A transit tax wish list, revisited

A transit tax wish list, revisited

An April 2019 blog analyzed a report that advocated for expanded tax and fee options for local governments to support mass transit agencies.  The issue at the time was the change on the horizon (in 2022) when the payment from the Pennsylvania Turnpike Commission to the Public Transportation Trust Fund was to drop to $50 million.  That funding change has occurred, and the state now transfers sales and use tax revenue to the fund.


With the coming expiration of federal COVID dollars for mass transit agencies, there should be no surprise that agencies are starting to look for new money.  To be sure, ridership has yet to return to pre-pandemic levels for many agencies.  This includes Pittsburgh Regional Transit (PRT), where the latest data show bus and light-rail ridership are still down significantly.


A news article notes that leadership at the Southeastern Pennsylvania Transportation Authority (SEPTA) is raising the possibility of fare hikes and service cuts once the federal money is gone.  The article describes a legislative proposal introduced into the House of Representatives that would expand county options for subsidizing mass transit.  Many of the options would be along the lines of proposals in the 2019 report.


Allegheny County would be the only county able to continue to levy taxes on alcoholic beverages and car rentals as permitted by Act 44 of 2007.  Those taxes are budgeted at a combined $49.5 million for this year.

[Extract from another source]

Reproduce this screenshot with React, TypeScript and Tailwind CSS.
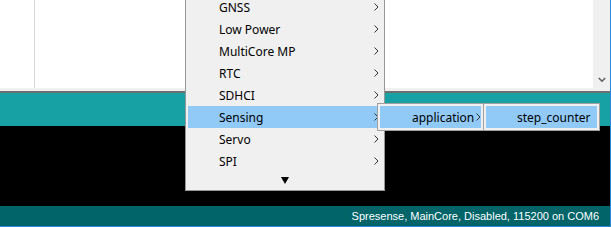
import React from "react";

const Chevron = () => (
  <svg width="5" height="8" viewBox="0 0 5 8" className="block">
    <polyline points="0.5,0.5 4,4 0.5,7.5" fill="none" stroke="#333" strokeWidth="1" />
  </svg>
);

const items = ["GNSS", "Low Power", "MultiCore MP", "RTC", "SDHCI", "Sensing", "Servo", "SPI"];

export default function App() {
  return (
    <div
      className="relative w-[611px] h-[227px] overflow-hidden flex flex-col border-r border-b border-[#2b88d8] bg-white"
      style={{ fontFamily: '"Noto Sans", "Open Sans", sans-serif' }}
    >
      {/* editor */}
      <div className="h-[88px] flex">
        <div className="w-[34px] bg-white" />
        <div className="w-px bg-[#d6d6d6]" />
        <div className="flex-1 bg-white" />
        <div className="w-[17px] bg-[#f0f0f0] flex flex-col justify-end items-center pb-[5px]">
          <svg width="8" height="6" viewBox="0 0 8 6" className="block">
            <polyline points="0.8,1 4,4.2 7.2,1" fill="none" stroke="#606060" strokeWidth="1.6" />
          </svg>
        </div>
      </div>
      <div className="h-[3px] bg-[#f0f0f0]" />
      <div className="h-[2px] bg-[#6e6e6e]" />
      <div className="h-[33px] bg-[#17a1a5]" />
      <div className="h-[80px] bg-black" />
      <div
        className="h-[20px] bg-[#006468] flex items-center justify-end pr-[11px] text-white text-[11px]"
        style={{ fontFamily: '"Liberation Sans", Arial, sans-serif' }}
      >
        Spresense, MainCore, Disabled, 115200 on COM6
      </div>

      {/* main menu */}
      <div className="absolute left-[185px] top-[-7px] w-[200px] h-[198px] bg-[#f0f0f0] border border-[#979797] p-[2px] flex flex-col">
        {items.map((t) => (
          <div
            key={t}
            className={`h-[22px] flex items-center justify-between pl-[31px] pr-[3px] text-[12px] text-black ${
              t === "Sensing" ? "bg-[#91c9f7]" : ""
            }`}
          >
            <span className="pt-[2px]">{t}</span>
            <Chevron />
          </div>
        ))}
        <div className="flex-1 flex items-center justify-center">
          <svg width="8" height="7" viewBox="0 0 8 7" className="block">
            <polygon points="0,0 8,0 4,7" fill="#000" />
          </svg>
        </div>
      </div>

      {/* submenu 1 */}
      <div className="absolute left-[377px] top-[103px] w-[107px] h-[28px] bg-[#f0f0f0] border border-[#a0a0a0] p-[2px]">
        <div className="h-[22px] bg-[#91c9f7] flex items-center justify-between pl-[32px] pr-[0px] text-[12px] text-black">
          <span className="pt-[2px]">application</span>
          <Chevron />
        </div>
      </div>

      {/* submenu 2 */}
      <div className="absolute left-[483px] top-[103px] w-[117px] h-[28px] bg-[#f0f0f0] border border-[#a0a0a0] p-[2px]">
        <div className="h-[22px] bg-[#91c9f7] flex items-center pl-[31px] text-[12px] text-black">
          <span className="pt-[2px]">step_counter</span>
        </div>
      </div>
    </div>
  );
}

The bulk of the collections are for the tax on alcoholic beverages; collections have fluctuated through the pandemic and after.  Inflation has also had an impact.  The change in the Northeast Consumer Price Index from 2021 to 2022 was 6.9 percent, well above the previous three years.  If county drink tax collections came in at the 2022 budget level ($42.2 million), the 14 percent growth likely would have been impacted by inflation’s effect on the price of alcoholic beverages.


If approved, taxes, surtaxes and fees on deed transfers, motor vehicles and motor vehicle registrations, personal income, local services and rides originating in the specific county from transportation network companies (arranged through an app) could become real.  Some of these items are already taxed by the state, municipalities and/or school districts.


But where is the insistence on cost reductions? PRT has done very little in the way of layoffs, service reductions or utilizing smaller vehicles as a way to adjust to low ridership. Hopefully the General Assembly takes the need to reduce costs into consideration before providing counties with a menu of new levies which would exacerbate issues with mass transit spending.